At the conclusion of a lecture on shalom bayit – how to create peace in one’s home, I asked the audience if they had any comments or questions. A hand shot up in the back. It was the teenaged girl who had come to help set up the room for the program.
“Everything you said tonight is true,” she said. “Especially what you said about the fighting. If only my parents were here to hear your words. I get so upset, sometimes even frightened when there is all this arguing going on in our house. I wish I could tell this to my parents. So all of you sitting here tonight, please take this message home. ”
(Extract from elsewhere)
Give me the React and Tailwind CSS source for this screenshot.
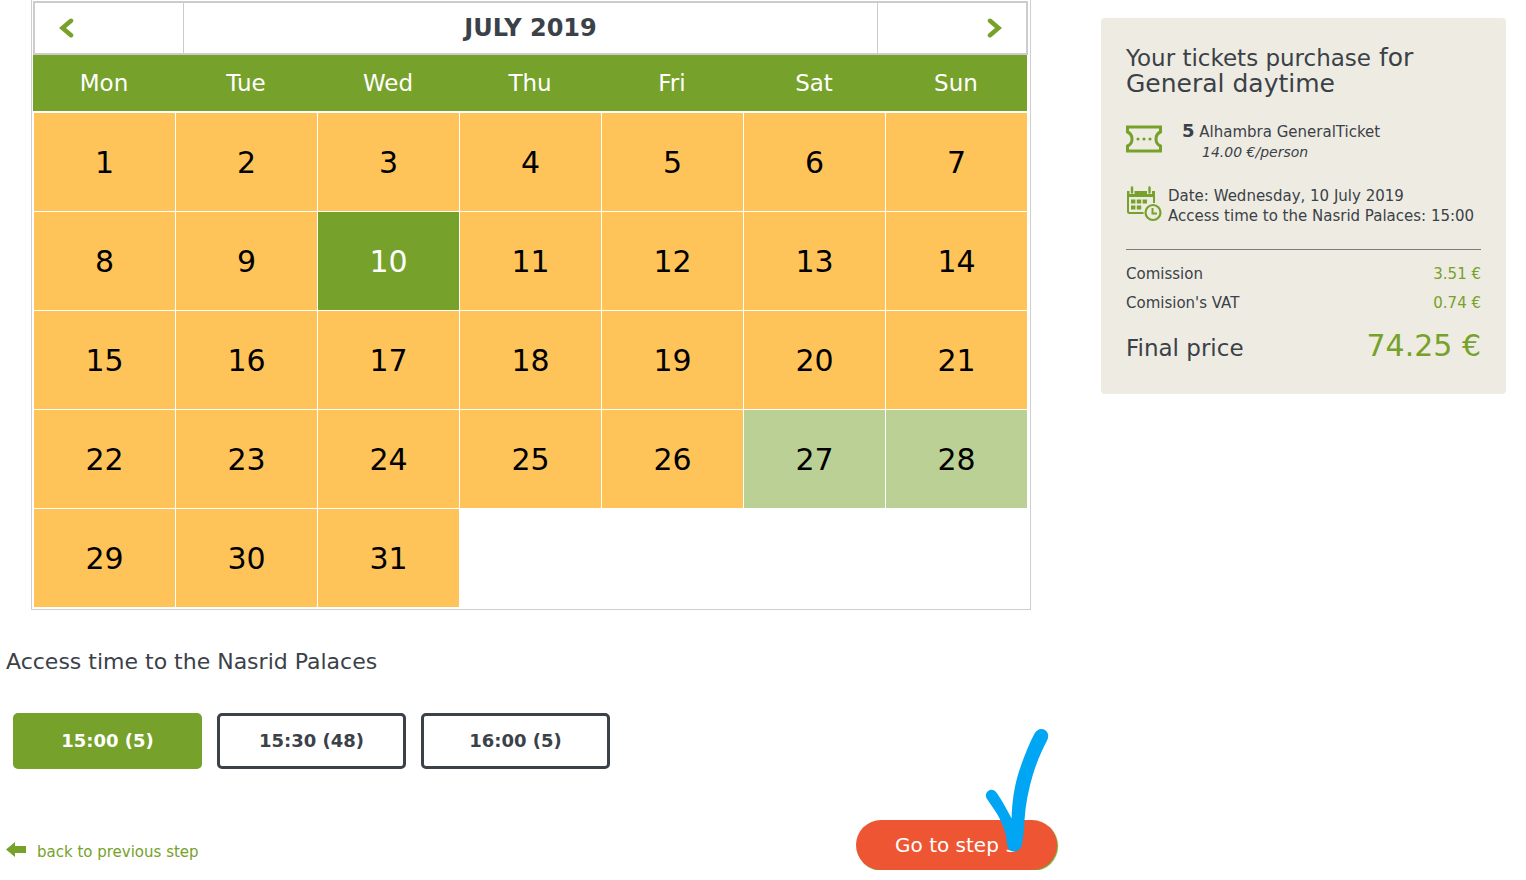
import { useState } from 'react';

const WEEK_DAYS = ['Mon', 'Tue', 'Wed', 'Thu', 'Fri', 'Sat', 'Sun'];

const WEEKS = [
  [1, 2, 3, 4, 5, 6, 7],
  [8, 9, 10, 11, 12, 13, 14],
  [15, 16, 17, 18, 19, 20, 21],
  [22, 23, 24, 25, 26, 27, 28],
  [29, 30, 31, null, null, null, null],
];

const AVAILABLE_DAYS = [27, 28];

const SLOTS = [
  { time: '15:00', left: 5 },
  { time: '15:30', left: 48 },
  { time: '16:00', left: 5 },
];

const TicketIcon = () => (
  <svg width="36" height="28" viewBox="0 0 36 28" fill="none" aria-hidden="true">
    <path
      d="M1.5 2H34.5V7C28.5 9.500 28.5 18.500 34.5 21V26H1.5V21C7.500 18.500 7.500 9.500 1.5 7Z"
      stroke="#76a12a"
      strokeWidth="3"
    />
    <g fill="#76a12a">
      <circle cx="12" cy="14" r="1.6" />
      <circle cx="18" cy="14" r="1.6" />
      <circle cx="24" cy="14" r="1.6" />
    </g>
  </svg>
);

const DateIcon = () => (
  <svg width="36" height="36" viewBox="0 0 36 36" aria-hidden="true">
    <path d="M1 5h28v6H1z" fill="#76a12a" />
    <path d="M2 10v15.5q0 1.500 1.500 1.500H18M28 10v7" fill="none" stroke="#76a12a" strokeWidth="2" />
    <path d="M6 3v5M23.500 3v5" stroke="#eeece2" strokeWidth="5" />
    <path d="M6 1.500v5M23.500 1.500v5" stroke="#76a12a" strokeWidth="2.400" strokeLinecap="round" />
    <path
      d="M5 13.500h4.400v4H5zM10.800 13.500h4.400v4h-4.400zM16.600 13.500H21v4h-4.400zM5 19.500h4.400v4H5zM10.800 19.500h4.400v4h-4.400z"
      fill="#76a12a"
    />
    <circle cx="27" cy="26.500" r="9.500" fill="#eeece2" />
    <circle cx="27" cy="26.500" r="7.500" fill="none" stroke="#76a12a" strokeWidth="2.200" />
    <path d="M26.500 22v5.500H31" fill="none" stroke="#76a12a" strokeWidth="2" />
  </svg>
);

const Chevron = ({ right }) => (
  <svg width="15" height="20" viewBox="0 0 15 20" fill="none" aria-hidden="true">
    <path
      d={right ? 'M3 2.800L11.500 10L3 17.200' : 'M12 2.800L3.500 10L12 17.200'}
      stroke="#76a12a"
      strokeWidth="4.500"
      strokeLinecap="round"
    />
  </svg>
);

const BackArrow = () => (
  <svg width="20" height="15" viewBox="0 0 20 15" aria-hidden="true">
    <path d="M0 7.500L9 0v4h11v7H9v4z" fill="#76a12a" />
  </svg>
);

// Hand-drawn tick over the corner of the submit button
const Tick = () => (
  <svg
    className="pointer-events-none absolute -top-[92px] left-32"
    width="68"
    height="126"
    viewBox="0 0 68 126"
    fill="#00a6f4"
    aria-hidden="true"
  >
    <path d="M50.300 6C53 0.500 58 0 61 2C64.500 4.500 65 8 63.300 12C57 24 52 36 48.500 48C44.500 62 41.500 76 40.500 92C40 101 39.500 109 38 116C37 121 34 123.500 29.500 123.500C25.500 123.500 24 120.500 23.200 117C22.300 112 22.500 109 21.300 105C19.500 99 17 93 14 87.500C10.500 81 6 76 2.700 70.500C-0.500 64 7.500 58.500 12 64C17 70.500 22 80 27.600 90.500C28 73 30.500 58 34.500 45C39 31 44.500 17 50.300 6Z" />
  </svg>
);

const getDayStyle = (day, selected) => {
  if (!day) return 'bg-white';
  if (day === selected) return 'bg-[#76a12a] text-white';
  if (AVAILABLE_DAYS.includes(day)) return 'bg-[#bad094] text-black';
  return 'bg-[#ffc459] text-black';
};

const Calendar = ({ selected, onSelect }) => (
  <section className="ml-[31px] mr-[26px] border border-t-0 border-[#cfcfcf] pt-px pb-px pl-px pr-0.5">
    <div className="flex h-[54px] border-2 border-[#cccccc]">
      <div className="flex w-[149px] items-center border-r border-[#cccccc] pl-6">
        <button type="button" aria-label="Previous month">
          <Chevron />
        </button>
      </div>
      <h2 className="flex flex-1 items-center justify-center text-2xl font-bold">JULY 2019</h2>
      <div className="flex w-[149px] items-center justify-end border-l border-[#cccccc] pr-6">
        <button type="button" aria-label="Next month">
          <Chevron right />
        </button>
      </div>
    </div>
    <div className="pr-px">
      <table className="w-full table-fixed border-separate border-spacing-0">
        <thead>
          <tr>
            {WEEK_DAYS.map((day) => (
              <th
                key={day}
                className="h-[58px] border-b-2 border-white bg-[#76a12a] p-0 text-[23px] font-normal text-white"
              >
                {day}
              </th>
            ))}
          </tr>
        </thead>
        <tbody>
          {WEEKS.map((week, i) => (
            <tr key={i}>
              {week.map((day, j) => (
                <td
                  key={j}
                  className={`h-[99px] border-b border-l border-white p-0 text-[30px] ${getDayStyle(day, selected)}`}
                >
                  {day && (
                    <button type="button" onClick={() => onSelect(day)} className="h-[98px] w-full">
                      {day}
                    </button>
                  )}
                </td>
              ))}
            </tr>
          ))}
        </tbody>
      </table>
    </div>
  </section>
);

const Summary = ({ day, time }) => (
  <aside className="mt-[18px] w-[405px] shrink-0 self-start rounded-sm bg-[#eeece2] px-[25px] pt-[27px] pb-6 text-[15px] leading-5">
    <h2 className="text-[25px] leading-[26px]">
      <span className="block">
        <span className="text-[23px]">Your tickets purchase</span> for
      </span>
      <span className="block">General daytime</span>
    </h2>

    <div className="mt-6 flex gap-5">
      <div className="pt-1">
        <TicketIcon />
      </div>
      <div>
        <p>
          <strong className="text-lg leading-5">5</strong> Alhambra GeneralTicket
        </p>
        <p className="pl-5 text-sm leading-5 italic">14.00 €/person</p>
      </div>
    </div>

    <div className="mt-6 flex gap-1.5">
      <DateIcon />
      <div className="whitespace-nowrap">
        <p>Date: Wednesday, {day} July 2019</p>
        <p>Access time to the Nasrid Palaces: {time}</p>
      </div>
    </div>

    <dl className="mt-[23px] border-t border-[#7c7c78] pt-2.5">
      <div className="flex justify-between leading-[29px]">
        <dt>Comission</dt>
        <dd className="text-[#76a12a]">3.51 €</dd>
      </div>
      <div className="flex justify-between leading-[29px]">
        <dt>Comision's VAT</dt>
        <dd className="text-[#76a12a]">0.74 €</dd>
      </div>
      <div className="mt-1.5 flex items-baseline justify-between leading-[44px]">
        <dt className="text-[23px]">Final price</dt>
        <dd className="text-[30px] text-[#76a12a]">74.25 €</dd>
      </div>
    </dl>
  </aside>
);

const App = () => {
  const [day, setDay] = useState(10);
  const [time, setTime] = useState('15:00');

  return (
    <div className="flex gap-11 bg-white pr-5 font-['Verdana','DejaVu_Sans',sans-serif] text-[#3b4148]">
      <main className="min-w-0 flex-1">
        <Calendar selected={day} onSelect={setDay} />

        <h3 className="mt-9 pl-1.5 text-[22px] leading-8">Access time to the Nasrid Palaces</h3>
        <div className="mt-[35px] flex gap-[15px] pl-[13px]">
          {SLOTS.map((slot) => (
            <button
              key={slot.time}
              type="button"
              onClick={() => setTime(slot.time)}
              className={`h-14 w-[189px] rounded-[5px] border-3 text-lg font-bold ${
                slot.time === time
                  ? 'border-[#76a12a] bg-[#76a12a] text-white'
                  : 'border-[#3b4148] bg-white'
              }`}
            >
              {slot.time} ({slot.left})
            </button>
          ))}
        </div>

        <div className="mt-[51px] flex items-start justify-between pl-1.5">
          <a href="#back" className="mt-[22px] flex gap-[11px] text-[15px] leading-5 text-[#76a12a]">
            <BackArrow />
            back to previous step
          </a>
          <div className="relative">
            <button
              type="button"
              className="h-[50px] w-[201px] rounded-full bg-[#ed5533] text-xl text-white shadow-[1px_1px_1px_#76a12a]"
            >
              Go to step 3
            </button>
            <Tick />
          </div>
        </div>
      </main>

      <Summary day={day} time={time} />
    </div>
  );
};

export default App;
Here, then, is this young teen’s wish; perhaps her parents may be reading this article. There are too many kids out there who cannot express themselves but hope that perhaps their parents can come to a better place of understanding.
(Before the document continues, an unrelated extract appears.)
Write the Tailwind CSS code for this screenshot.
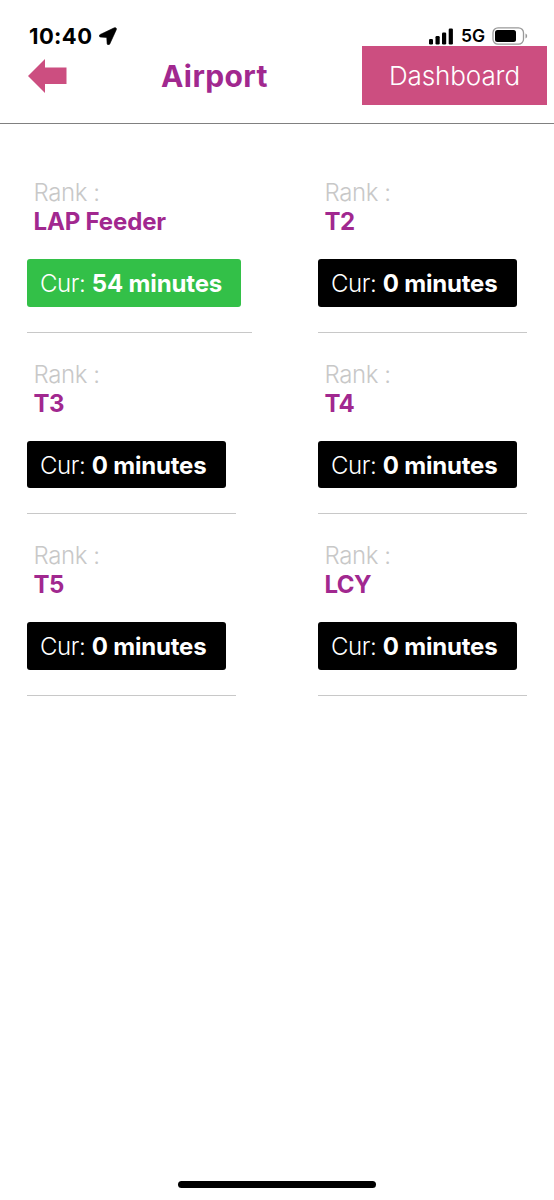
<!DOCTYPE html>
<html lang="en">
<head>
<meta charset="utf-8">
<title>Airport</title>
<script src="https://cdn.jsdelivr.net/npm/@tailwindcss/browser@4"></script>
</head>
<body class="bg-white">
<div class="flex h-[1200px] w-[554px] flex-col overflow-hidden bg-white font-['Inter',sans-serif]">
  <div class="flex h-[46px] shrink-0 items-start justify-between pt-[25.500px] pr-[26px] pl-[29px]">
    <div class="flex items-center gap-[7px]">
      <span class="text-[22px] leading-[20px] font-bold tracking-[0.400px]">10:40</span>
      <svg class="h-[18px] w-[18px]" viewBox="0 0 18 18"><path d="M15.300.8 1.200 7.500C-.2 8.200.1 10 1.600 10.100l5.600.3c.4 0 .6.200.6.600l.3 5.500c.1 1.500 2 1.800 2.700.4L17.300 2.700C17.900 1.300 16.700.2 15.300.8Z" stroke="#000" stroke-width=".6"/></svg>
    </div>
    <div class="flex h-5 items-center">
      <svg class="h-[18px] w-[26px]" viewBox="0 0 26 18"><rect x="1" y="12" width="4" height="5.500" rx="1.200"/><rect x="7.500" y="9" width="4.200" height="8.500" rx="1.200"/><rect x="14" y="5.500" width="4.200" height="12" rx="1.200"/><rect x="20.700" y="1.500" width="4.200" height="16" rx="1.200"/></svg>
      <span class="ml-[7px] w-[24px] text-[17.500px] leading-5 font-semibold whitespace-nowrap">5G</span>
      <svg class="ml-[7px] h-[18px] w-[36px]" viewBox="0 0 36 18"><rect x="1" y=".8" width="30.500" height="16.400" rx="5" fill="none" stroke="#999" stroke-width="1.300"/><rect x="3" y="3" width="21" height="12" rx="2.500"/><path d="M33.500 6.500c2.200.8 2.200 4.200 0 5Z" fill="#999"/></svg>
    </div>
  </div>
  <header class="flex h-[78px] shrink-0 items-start border-b-[1.500px] border-[#808080] pr-[7px] pl-[28px]">
    <svg class="mt-[13px] h-[34px] w-[38.500px]" viewBox="0 0 38.5 34"><path d="M0 17 17 0V8.500H38.500V25H17V34Z" fill="#cc4e80"/></svg>
    <h1 class="ml-[94.500px] h-[60px] text-[30px] leading-[60px] font-bold tracking-[0.400px] text-[#a1288f]">Airport</h1>
    <button class="ml-auto h-[59px] w-[185px] bg-[#cc4e80] text-[26px] leading-[59px] font-light tracking-[-0.100px] text-white">Dashboard</button>
  </header>
  <main class="grid grid-cols-[291px_1fr] gap-y-[27px] pt-[54px] pl-[26.500px]">
    <section class="flex h-[154.500px] w-[225.500px] flex-col items-start border-b-[1.500px] border-[#c8c8c8]">
      <p class="pl-[7px] text-[24px] leading-[29px] font-light tracking-[-0.400px] text-[#c8c8c8]">Rank :</p>
      <p class="pl-[7px] text-[24px] leading-[29px] font-bold tracking-[-0.150px] text-[#a1288f]">LAP Feeder</p>
      <div class="mt-[23px] h-[47.500px] w-[214.500px] rounded-[3px] bg-[#33c048] pl-[13.500px] text-[24px] leading-[49px] font-light tracking-[-0.400px] whitespace-nowrap text-white">Cur: <b class="font-bold tracking-[-0.150px]">54 minutes</b></div>
    </section>
    <section class="flex h-[154.500px] w-[209.500px] flex-col items-start border-b-[1.500px] border-[#c8c8c8]">
      <p class="pl-[7px] text-[24px] leading-[29px] font-light tracking-[-0.400px] text-[#c8c8c8]">Rank :</p>
      <p class="pl-[7px] text-[24px] leading-[29px] font-bold tracking-[-0.450px] text-[#a1288f]">T2</p>
      <div class="mt-[23px] h-[47.500px] w-[199px] rounded-[3px] bg-black pl-[13.500px] text-[24px] leading-[49px] font-light tracking-[-0.400px] whitespace-nowrap text-white">Cur: <b class="font-bold tracking-[-0.200px]">0 minutes</b></div>
    </section>
    <section class="flex h-[154.500px] w-[209.500px] flex-col items-start border-b-[1.500px] border-[#c8c8c8]">
      <p class="pl-[7px] text-[24px] leading-[29px] font-light tracking-[-0.400px] text-[#c8c8c8]">Rank :</p>
      <p class="pl-[7px] text-[24px] leading-[29px] font-bold tracking-[-0.450px] text-[#a1288f]">T3</p>
      <div class="mt-[23px] h-[47.500px] w-[199px] rounded-[3px] bg-black pl-[13.500px] text-[24px] leading-[49px] font-light tracking-[-0.400px] whitespace-nowrap text-white">Cur: <b class="font-bold tracking-[-0.200px]">0 minutes</b></div>
    </section>
    <section class="flex h-[154.500px] w-[209.500px] flex-col items-start border-b-[1.500px] border-[#c8c8c8]">
      <p class="pl-[7px] text-[24px] leading-[29px] font-light tracking-[-0.400px] text-[#c8c8c8]">Rank :</p>
      <p class="pl-[7px] text-[24px] leading-[29px] font-bold tracking-[-0.450px] text-[#a1288f]">T4</p>
      <div class="mt-[23px] h-[47.500px] w-[199px] rounded-[3px] bg-black pl-[13.500px] text-[24px] leading-[49px] font-light tracking-[-0.400px] whitespace-nowrap text-white">Cur: <b class="font-bold tracking-[-0.200px]">0 minutes</b></div>
    </section>
    <section class="flex h-[154.500px] w-[209.500px] flex-col items-start border-b-[1.500px] border-[#c8c8c8]">
      <p class="pl-[7px] text-[24px] leading-[29px] font-light tracking-[-0.400px] text-[#c8c8c8]">Rank :</p>
      <p class="pl-[7px] text-[24px] leading-[29px] font-bold tracking-[-0.450px] text-[#a1288f]">T5</p>
      <div class="mt-[23px] h-[47.500px] w-[199px] rounded-[3px] bg-black pl-[13.500px] text-[24px] leading-[49px] font-light tracking-[-0.400px] whitespace-nowrap text-white">Cur: <b class="font-bold tracking-[-0.200px]">0 minutes</b></div>
    </section>
    <section class="flex h-[154.500px] w-[209.500px] flex-col items-start border-b-[1.500px] border-[#c8c8c8]">
      <p class="pl-[7px] text-[24px] leading-[29px] font-light tracking-[-0.400px] text-[#c8c8c8]">Rank :</p>
      <p class="pl-[7px] text-[24px] leading-[29px] font-bold tracking-[-0.600px] text-[#a1288f]">LCY</p>
      <div class="mt-[23px] h-[47.500px] w-[199px] rounded-[3px] bg-black pl-[13.500px] text-[24px] leading-[49px] font-light tracking-[-0.400px] whitespace-nowrap text-white">Cur: <b class="font-bold tracking-[-0.200px]">0 minutes</b></div>
    </section>
  </main>
  <div class="mx-auto mt-auto mb-[12px] h-[7px] w-[198px] shrink-0 rounded-full bg-black"></div>
</div>
</body>
</html>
1. Stop Fighting in Front of Us
Our family is in chaos. Behind the social mask we wear we are disconnected. Whenever you fight it makes us feel vulnerable. We know that it is not possible to always get along, but why can’t you disagree with dignity? Why can’t you have your discussions privately and respectfully? Why must you wage your battles in front of us? Whether it is cold war or heated arguments, it doesn’t matter. Both wear us down and make us feel as if our home is not a safe haven. We do not want to live in a battle zone. We will start looking for other places and people to spend our time with. We will seek an escape.
2. Don't Argue about Us
To o often you quarrel about the way the other one parents. You accuse Daddy of not knowing how to do anything right with us. You accuse Mommy of letting us get out of control. You act as if we are a burden. When we see you fighting because of us, we feel responsible for your arguments. We think that we are the ones to blame because you can’t seem to get along. We find ourselves feeling guilty and trying to make the hurt disappear. We struggle to help you find resolution. “Don’t worry," we say, as we try to wipe away Mommy’s tears. “It’s okay, Daddy,” we say bravely, when things don’t turn out perfectly. We just want to live in peace.
3. Don't Use Us as Pawns
Don’t give each other the silent treatment and expect us to carry messages between the two of you. “Tell Daddy I’m going out” when Daddy is standing right in front of you, or “Tell Mommy I’m not hungry now” when she is sitting at the same table as you. This makes our life dark and complicated. How can we ever expect to learn how to communicate with our own spouses if we see such dysfunctional communication between the two of you? We are your children, not chess pieces that are manipulated till you reach a moment of check mate.
4. Don't Undermine Each Other
When we ask Mommy if we can go to a sleepover and she says “no, not on a school night,” and then we run to Daddy, and he says “yes, what’s the big deal?” we smell weakness. We see that you are not in sync and we know that we can manipulate you. It may sound funny but we would rather believe that that two of you stand together and firm as one unit. Even if we don’t like what you say, we feel strength when you agree and say it together. It means that our family is solid. We need you to speak with one voice. It removes the confusion and does not allow us to speak with chutzpah. Because you must know, Mommy and Daddy, that chutzpah and disrespect come when you do not respect each other’s opinions. How can we respect you if you do not respect each other? And a home filled with disrespect has toxins in the air.
While it is not always easy for us to live together as families, we can decide to live by certain rules of dignity, even when we disagree. No matter how stressed or challenged we feel, we must know in our heart of hearts that we have been given precious children to watch over and take care of. They are priceless gifts. Let us resolve to build homes in which they feel secure and loved. Let us wake up each morning and ask ourselves what we can do to raise the next generation successfully. And one day we will have the joy of watching our children build their own havens, knowing that we have shown them the way.